Will nodded, smiling a lopsided smile. “Nice. And
Darcy…I’m not sure. What’s your super power?”
Darcy stared at him for a moment. Georgie thought she
wasn’t going to answer, and then she said, “I sense things before they happen.”
Will gave her a thumbs up. “Cool.”
“So, we’re not crazy?” Darcy said.
“Nope,” Kat said. “You need help, but you’re not
crazy.” She looked at Will. “This is the part where he makes you an offer.”
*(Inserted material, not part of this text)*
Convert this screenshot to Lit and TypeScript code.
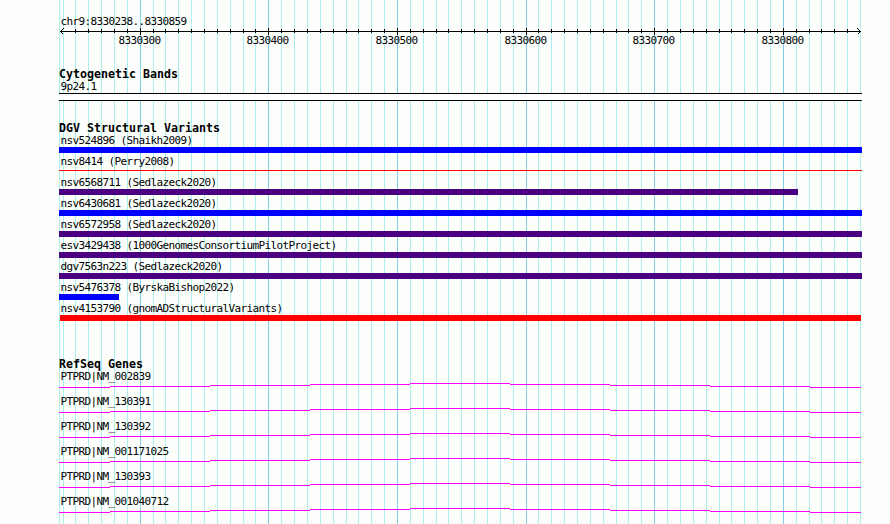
import { LitElement, html, svg, css } from "lit";
import { customElement } from "lit/decorators.js";

const LEFT = 59;
const MAJOR_ORIGIN = 140.225;
const STEP = 800 / 62.2;

interface Line { x: number; major: boolean; }

const lines: Line[] = [];
for (let k = -6; k <= 56; k++) {
  lines.push({ x: Math.floor(MAJOR_ORIGIN + STEP * k), major: k % 10 === 0 });
}

interface Variant { name: string; kind: string; start: number; end: number; }

const variants: Variant[] = [
  { name: "nsv524896 (Shaikh2009)", kind: "blue", start: 59, end: 862 },
  { name: "nsv8414 (Perry2008)", kind: "thin", start: 59, end: 862 },
  { name: "nsv6568711 (Sedlazeck2020)", kind: "indigo", start: 59, end: 798 },
  { name: "nsv6430681 (Sedlazeck2020)", kind: "blue", start: 59, end: 862 },
  { name: "nsv6572958 (Sedlazeck2020)", kind: "indigo", start: 59, end: 862 },
  { name: "esv3429438 (1000GenomesConsortiumPilotProject)", kind: "indigo", start: 59, end: 862 },
  { name: "dgv7563n223 (Sedlazeck2020)", kind: "indigo", start: 59, end: 862 },
  { name: "nsv5476378 (ByrskaBishop2022)", kind: "blue", start: 59, end: 119 },
  { name: "nsv4153790 (gnomADStructuralVariants)", kind: "red", start: 60, end: 861 },
];

const genes = ["NM_002839", "NM_130391", "NM_130392", "NM_001171025", "NM_130393", "NM_001040712"];

// The intron line climbs one pixel at each step and comes back down.
const intron = [
  [0, 51, 4], [51, 151, 3], [151, 251, 2], [251, 351, 1], [351, 451, 0],
  [451, 551, 1], [551, 651, 2], [651, 751, 3], [751, 802, 4],
];

@customElement("app-root")
export class AppRoot extends LitElement {
  static styles = css`
    :host {
      display: block;
      position: relative;
      width: 890px;
      height: 524px;
      overflow: hidden;
      box-sizing: border-box;
      padding: 15px 28px 0 59px;
      background: #fdfffc;
      color: #000;
      font-family: "DejaVu Sans Mono", "Liberation Mono", monospace;
      font-size: 11px;
      letter-spacing: -0.622px;
    }
    svg { display: block; overflow: visible; shape-rendering: crispEdges; }
    .grid { position: absolute; left: 0; top: 0; }
    .minor { fill: #afeeee; }
    .major { fill: #87ceeb; }
    .content { position: relative; display: flex; flex-direction: column; }
    .label { height: 13px; line-height: 13px; padding-left: 1.4px; white-space: nowrap; }
    .title {
      height: 12px;
      line-height: 12px;
      font-size: 11.63px;
      font-weight: bold;
      letter-spacing: 0;
      white-space: nowrap;
    }
    .cytoband {
      height: 8px;
      box-sizing: border-box;
      border-top: 1px solid #000;
      border-bottom: 1px solid #000;
      background: #fff;
    }
    .cyto { margin-top: 20px; width: 803px; }
    .dgv { margin-top: 21px; }
    .refseq { margin-top: 35px; }
    .variant { display: flow-root; height: 21px; }
    .bar { height: 6px; }
    .blue { background: #00f; }
    .indigo { background: #4b0082; }
    .red { background: #f00; }
    .thin { background: #f00; height: 1px; margin-top: 2px; }
    .gene { height: 25px; }
    .intron { fill: #f0f; }
    .arrow { fill: none; stroke: #000; }
  `;

  render() {
    return html`
      <svg class="grid" width="890" height="524">
        <rect class="minor" x="59" y="0" width="1" height="524"></rect>
        ${lines.map((l) => svg`<rect class=${l.major ? "major" : "minor"} x=${l.x} y="0" width="1" height="524"></rect>`)}
      </svg>
      <div class="content">
        <div class="label">chr9:8330238..8330859</div>
        <svg width="803" height="20">
          <rect x="1" y="3" width="801" height="1"></rect>
          <path class="arrow" d="M4.5 .5L1.5 3.5L4.5 6.5M798.5 .5L801.5 3.5L798.5 6.5"></path>
          ${lines.filter((l) => l.x > 63 && l.x < 860).map((l) => svg`
            <rect x=${l.x - LEFT} y=${l.major ? 0 : 1} width="1" height=${l.major ? 7 : 4}></rect>`)}
          ${lines.filter((l) => l.major).map((l, i) => svg`
            <text x=${l.x - LEFT - 21.5} y="16">${8330300 + i * 100}</text>`)}
        </svg>
        <section class="cyto">
          <div class="title">Cytogenetic Bands</div>
          <div class="label">9p24.1</div>
          <div class="cytoband"></div>
        </section>
        <section class="dgv">
          <div class="title">DGV Structural Variants</div>
          ${variants.map((v) => html`<div class="variant"><div class="label">${v.name}</div><div class="bar ${v.kind}" style="width:${v.end - v.start}px;margin-left:${v.start - LEFT}px"></div></div>`)}
        </section>
        <section class="refseq">
          <div class="title">RefSeq Genes</div>
          ${genes.map((g) => html`<div class="gene"><div class="label">PTPRD|${g}</div><svg class="intron" width="803" height="5">
            ${intron.map(([a, b, y]) => svg`<rect x=${a} y=${y} width=${b - a} height="1"></rect>`)}</svg></div>`)}
        </section>
      </div>
    `;
  }
}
Will glared at her. “I was just about to say ‘this is
the part where I make you an offer.’”
Kat smiled. “I know.”
“If you want to come with us,” Will said, turning back
to the patients, “we have a facility waiting for you where you’ll get all the
help you need, and we’ll teach you how to control your powers. You won’t feel
crazy anymore.”
Ed and Elle looked at each other. “I won’t hear voices
anymore?” Ed asked.
“Only the ones you want to hear,” Kat said, “and only
when you want to hear them. Trust me, I was rescued just like we’re rescuing
you now. I can read minds too.” She smiled at Ed.
“I’m in,” Lydia said.
The others nodded.
“Fantastic,” Will said. He tapped something in his
ear. “Mina, you ready with the getaway car? We’ve got five more passengers
coming.
“Now you,” Will said, looking at Georgie, “Have a
choice. You can stay here at your job and forget the last hour happened, or you
can come with us. Which would you prefer? It doesn’t make a difference to us
either way.”
Georgie looked around at everyone staring at her.
“What would I do at this…facility?”
“We can always use an extra hand,” Kat said, “These
folks may have super powers, but they also need help. We need people who can
give that help.”
“Fair warning,” Will said, “it gets messy, and
sometimes organizations like ours don’t mix well with private lives…”
“Often, actually,” Kat said.
“But the choice is yours. Endless wonder working for
an organization that trains superheroes, or...” he turned around and looked at
Trowbridge. “Whatever it is you get working there.”
“He’s clearly not biased,” Kat said.
Georgie thought for a moment. Her decision came down
to one truth: she never wanted to live through another day like this again. “I
think I’ll take the forgetting option.”
Will looked surprised, but he shrugged. “Whatever you
say.” He reached into a pocket and pulled out a flask. “Drink this.” Georgie
did. It tasted like bananas and ginger and…
When she woke up, she had no idea how she’d gotten
from inventory to the yard.
***
This was a fun story to write. I may have to write more about these people sometime.
Happy New Year, my friends! Let's make 2015 a good one.